One of the most important people to make a contribution to jazz was Ferdinand “Jelly Roll” Morton. It is said that he was “the first great composer and piano player of Jazz.” Jelly roll Morton even claimed to be the inventor of jazz in 1902 and there is evidence that supports his claim. Still whether his claim to true or not is still up for debate. One thing that is sure is that Jelly Roll Morton was an excellent pianist and a key figure in the transition between ragtime and jazz. In 1926 Jelly Roll Morton form the jazz band the Red Hot Peppers. The band was very successful and they recorded many songs such as: “Black Bottom Stomp”, “Smoke-House Blues”, and “Doctor Jazz”. (“Jelly Roll Morton”)
One of the most world famous jazz musicians ever in America was Louis Armstrong.
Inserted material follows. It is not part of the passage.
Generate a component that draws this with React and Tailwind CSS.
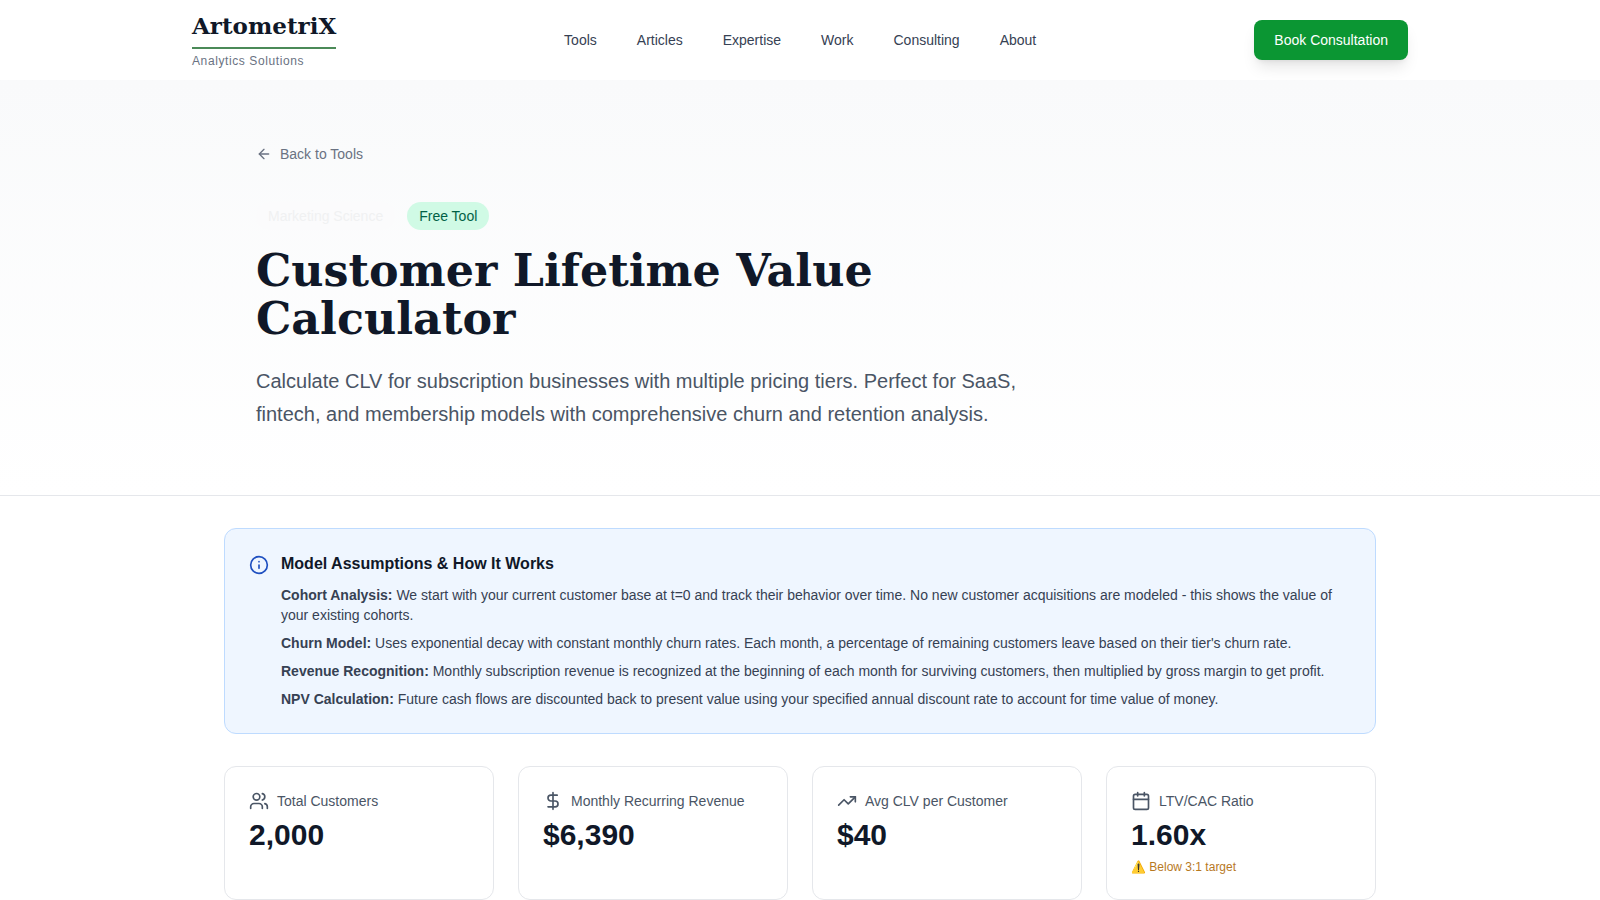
import React from 'react';
import { ArrowLeft, Calendar, DollarSign, Info, TrendingUp, Users } from 'lucide-react';

const navLinks = ['Tools', 'Articles', 'Expertise', 'Work', 'Consulting', 'About'];

const assumptions = [
  ['Cohort Analysis:', 'We start with your current customer base at t=0 and track their behavior over time. No new customer acquisitions are modeled - this shows the value of your existing cohorts.'],
  ['Churn Model:', "Uses exponential decay with constant monthly churn rates. Each month, a percentage of remaining customers leave based on their tier's churn rate."],
  ['Revenue Recognition:', 'Monthly subscription revenue is recognized at the beginning of each month for surviving customers, then multiplied by gross margin to get profit.'],
  ['NPV Calculation:', 'Future cash flows are discounted back to present value using your specified annual discount rate to account for time value of money.'],
];

const stats = [
  { icon: Users, label: 'Total Customers', value: '2,000' },
  { icon: DollarSign, label: 'Monthly Recurring Revenue', value: '$6,390' },
  { icon: TrendingUp, label: 'Avg CLV per Customer', value: '$40' },
  { icon: Calendar, label: 'LTV/CAC Ratio', value: '1.60x', note: '⚠️ Below 3:1 target' },
];

function App() {
  return (
    <div className="min-h-screen bg-white font-['Liberation_Sans',Arial,sans-serif]">
      <header className="bg-white">
        <div className="max-w-7xl mx-auto px-8 h-20 flex items-center justify-between">
          <div className="w-[154px] pb-0.5">
            <div className="w-[144px]">
              <div className="font-['DejaVu_Serif',serif] font-bold text-[23px] leading-8 text-gray-900 whitespace-nowrap">ArtometriX</div>
              <div className="h-0.5 bg-[#4b8a58] mt-[5px]" />
              <div className="text-xs leading-4 mt-1 text-gray-500 tracking-wider whitespace-nowrap">Analytics Solutions</div>
            </div>
          </div>
          <nav className="flex items-center gap-10">
            {navLinks.map((link) => (
              <a key={link} href="#" className="text-sm text-gray-700">{link}</a>
            ))}
          </nav>
          <button className="h-10 px-5 rounded-lg bg-[#0b9633] text-white text-sm shadow-lg">Book Consultation</button>
        </div>
      </header>

      <section className="bg-gradient-to-b from-[#f9fafb] to-white border-b border-gray-200">
        <div className="max-w-6xl mx-auto px-8 pt-16 pb-16">
          <a href="#" className="flex items-center gap-2 text-sm text-gray-500 mb-[38px]">
            <ArrowLeft size={16} />
            Back to Tools
          </a>
          <div className="flex items-center gap-3 mb-4">
            <span className="px-3 py-1 rounded-full text-sm bg-[#fbfbfc] text-[#f0f1f2]">Marketing Science</span>
            <span className="px-3 py-1 rounded-full text-sm bg-emerald-100 text-emerald-800">Free Tool</span>
          </div>
          <h1 className="font-['DejaVu_Serif',serif] font-bold text-[44.4px] leading-12 text-gray-900 max-w-3xl mb-[23px]">Customer Lifetime Value Calculator</h1>
          <p className="text-xl leading-[32.5px] text-gray-600 max-w-3xl pb-px">
            Calculate CLV for subscription businesses with multiple pricing tiers. Perfect for SaaS, fintech, and membership models with comprehensive churn and retention analysis.
          </p>
        </div>
      </section>

      <main className="max-w-6xl mx-auto pt-8">
        <div className="flex gap-3 p-6 rounded-xl bg-blue-50 border border-blue-200 mb-8">
          <Info size={20} className="text-[#1e4fc0] mt-0.5 shrink-0" />
          <div>
            <h3 className="font-semibold text-gray-900 -mt-px mb-[9px]">Model Assumptions &amp; How It Works</h3>
            <div className="space-y-2 text-sm text-gray-700">
              {assumptions.map(([title, body]) => (
                <p key={title}><strong>{title}</strong> {body}</p>
              ))}
            </div>
          </div>
        </div>

        <div className="grid grid-cols-4 gap-6">
          {stats.map(({ icon: Icon, label, value, note }) => (
            <div key={label} className="p-6 rounded-xl bg-white border border-gray-200">
              <div className="flex items-center gap-2 text-sm text-gray-600 mb-1.5">
                <Icon size={20} />
                {label}
              </div>
              <div className="text-3xl font-bold text-gray-900">{value}</div>
              {note && <div className="text-xs text-[#b7791f] mt-1.5">{note}</div>}
            </div>
          ))}
        </div>
      </main>
    </div>
  );
}

export default App;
Louis Armstrong was born on august 4, 1901 in New Orleans, Louisiana. After becoming popular in the 1920’s, Armstrong’s name would always be synonymous with the jazz genre. He amazed people with his technic on the trumpet and cornet and by his unique gravelly voice. Armstrong’s talent led him to play in many different bands and record many songs. One of his most famous pieces from the jazz age was...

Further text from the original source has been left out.